■ Task prompt
Pick every line from the data that holds the word "styles".

----

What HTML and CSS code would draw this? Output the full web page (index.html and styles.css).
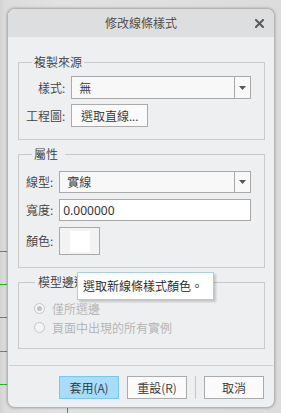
FILE: index.html
```html
<!DOCTYPE html>
<html lang="zh-Hant">
<head>
<meta charset="utf-8">
<title>修改線條樣式</title>
<link rel="stylesheet" href="styles.css">
</head>
<body>
<div class="dialog">
  <div class="titlebar">
    <span class="title">修改線條樣式</span>
    <span class="close"><svg width="9" height="9" viewBox="0 0 9 9"><path d="M1 1L8 8M8 1L1 8" stroke="#5a5a5a" stroke-width="2" stroke-linecap="square"/></svg></span>
  </div>
  <div class="content">
    <fieldset class="group g1">
      <legend>複製來源</legend>
      <div class="form">
        <label class="lbl">樣式:</label>
        <div class="select"><span class="val">無</span><span class="arrow"><svg width="7" height="4" viewBox="0 0 7 4"><path d="M0 0H7L3.5 4Z" fill="#555"/></svg></span></div>
        <label class="lbl">工程圖:</label>
        <div><button class="btn pick">選取直線...</button></div>
      </div>
    </fieldset>
    <fieldset class="group g2">
      <legend class="l2">屬性</legend>
      <div class="form f2">
        <label class="lbl">線型:</label>
        <div class="select"><span class="val">實線</span><span class="arrow"><svg width="7" height="4" viewBox="0 0 7 4"><path d="M0 0H7L3.5 4Z" fill="#555"/></svg></span></div>
        <label class="lbl">寬度:</label>
        <div class="input">0.000000</div>
        <label class="lbl">顏色:</label>
        <div><button class="swatch"><span class="chip"></span></button></div>
      </div>
    </fieldset>
    <fieldset class="group g3">
      <legend class="l3">模型邊選擇</legend>
      <div class="radio-row"><span class="radio on"></span><span>僅所選邊</span></div>
      <div class="radio-row"><span class="radio"></span><span>頁面中出現的所有實例</span></div>
    </fieldset>
  </div>
  <div class="sep"></div>
  <div class="actions">
    <button class="btn act primary">套用(A)</button>
    <button class="btn act">重設(R)</button>
    <span class="vdiv"></span>
    <button class="btn act">取消</button>
  </div>
  <div class="tooltip">選取新線條樣式顏色。</div>
</div>
</body>
</html>
```
FILE: styles.css
```css
html, body {
  margin: 0;
  padding: 0;
}
body {
  width: 281px;
  height: 413px;
  overflow: hidden;
  box-sizing: border-box;
  padding: 8px 6px 0 7px;
  font-family: "Noto Sans CJK TC", "Noto Sans", sans-serif;
  font-size: 12px;
  font-weight: 350;
  color: #3c3c3c;
  background:
    linear-gradient(#23b623, #23b623) 0 251px / 7px 1px no-repeat,
    linear-gradient(#23b623, #23b623) 0 284px / 7px 1px no-repeat,
    linear-gradient(#23b623, #23b623) 0 317px / 7px 1px no-repeat,
    linear-gradient(#23b623, #23b623) 0 351px / 7px 1px no-repeat,
    linear-gradient(#23b623, #23b623) 0 384px / 7px 1px no-repeat,
    linear-gradient(#23b623, #23b623) 67px 408px / 1px 5px no-repeat,
    linear-gradient(90deg, #d2d2d2, #dcdcdc 5px, #e2e2e2 60px, #dcdcdc);
}
.dialog {
  position: relative;
  width: 268px;
  height: 400px;
  box-sizing: border-box;
  border: 1px solid #b4b4b4;
  border-radius: 8px;
  background: #eeeff1;
  box-shadow: 0 0 3px rgba(0, 0, 0, 0.28);
  display: flex;
  flex-direction: column;
}
.titlebar {
  height: 28px;
  flex: none;
  background: #dcdedf;
  border-radius: 7px 7px 0 0;
  display: flex;
  align-items: center;
  justify-content: center;
  position: relative;
}
.title {
  color: #454545;
  font-size: 12px;
  line-height: 16px;
}
.close {
  position: absolute;
  right: 10px;
  top: 10px;
  width: 9px;
  height: 9px;
  display: flex;
}
.content {
  padding: 17px 9px 0 10px;
  display: flex;
  flex-direction: column;
}
.group {
  margin: 0;
  border: 1px solid #cacaca;
  padding: 6px 13px 12px 7px;
  min-width: 0;
}
.group legend {
  margin-left: 6px;
  padding: 0 2px;
  line-height: 16px;
  color: #3c3c3c;
}
.group + .group {
  margin-top: 6px;
}
.g2 {
  padding-top: 9px;
}
.l2 {
  padding-right: 7px !important;
}
.g3 {
  padding: 9px 13px 11px 15px;
}
.l3 {
  margin-left: 1px !important;
  padding: 0 3px 0 3px !important;
}
.form {
  display: grid;
  grid-template-columns: auto 1fr;
  column-gap: 6px;
  row-gap: 5px;
  align-items: center;
}
.f2 {
  row-gap: 6px;
}
.lbl {
  text-align: right;
  line-height: 16px;
  color: #404040;
}
.select {
  height: 23px;
  box-sizing: border-box;
  border: 1px solid #a9a9a9;
  background: #f8f8f8;
  display: flex;
  align-items: center;
}
.f2 .select, .input {
  height: 22px;
}
.val {
  flex: 1;
  padding-left: 7px;
  line-height: 16px;
  color: #333;
}
.arrow {
  width: 15px;
  align-self: stretch;
  border-left: 1px solid #a9a9a9;
  display: flex;
  align-items: center;
  justify-content: center;
}
.input {
  box-sizing: border-box;
  border: 1px solid #a9a9a9;
  background: #fff;
  padding-left: 3px;
  display: flex;
  align-items: center;
  font-family: "Noto Sans", "Open Sans", sans-serif;
  font-size: 12px;
  font-weight: 400;
  color: #333;
}
.btn {
  font-family: "Noto Sans CJK TC", "Noto Sans", sans-serif;
  font-size: 12px;
  font-weight: 350;
  color: #333;
  height: 23px;
  box-sizing: border-box;
  border: 1px solid #ababab;
  background: #fafafa;
  padding: 0;
  margin: 0;
  line-height: 16px;
  display: block;
}
.pick {
  width: 77px;
}
.swatch {
  width: 41px;
  height: 28px;
  box-sizing: border-box;
  border: 1px solid #a9a9a9;
  background: #f3f3f3;
  padding: 0;
  margin: 0;
  display: flex;
  align-items: center;
  justify-content: center;
}
.chip {
  width: 20px;
  height: 21px;
  background: #fff;
}
.radio-row {
  display: flex;
  align-items: center;
  height: 19px;
  color: #b2b2b2;
  gap: 7px;
  line-height: 16px;
}
.radio {
  width: 11px;
  height: 11px;
  box-sizing: border-box;
  border: 1px solid #c6c6c6;
  border-radius: 50%;
  background: #f5f5f5;
  display: flex;
  align-items: center;
  justify-content: center;
}
.radio.on::after {
  content: "";
  width: 5px;
  height: 5px;
  border-radius: 50%;
  background: #c2c2c2;
}
.sep {
  margin: 16px 1px 0 1px;
  height: 1px;
  background: #cfcfcf;
}
.actions {
  display: flex;
  justify-content: flex-end;
  align-items: stretch;
  gap: 8px;
  padding: 10px 10px 0 0;
}
.act {
  width: 60px;
}
.primary {
  background: #a7dcfb;
  border-color: #77c6f4;
}
.vdiv {
  width: 1px;
  background: #c4c4c4;
}
.tooltip {
  position: absolute;
  left: 69px;
  top: 263px;
  width: 137px;
  height: 28px;
  box-sizing: border-box;
  border: 1px solid #a8cde4;
  background: #fff;
  padding-left: 5px;
  display: flex;
  align-items: center;
  color: #222;
  line-height: 16px;
  box-shadow: 2px 2px 2px rgba(0, 0, 0, 0.18);
  white-space: nowrap;
}
```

----

■ Exercise response
What HTML and CSS code would draw this? Output the full web page (index.html and styles.css).
<link rel="stylesheet" href="styles.css">
FILE: styles.css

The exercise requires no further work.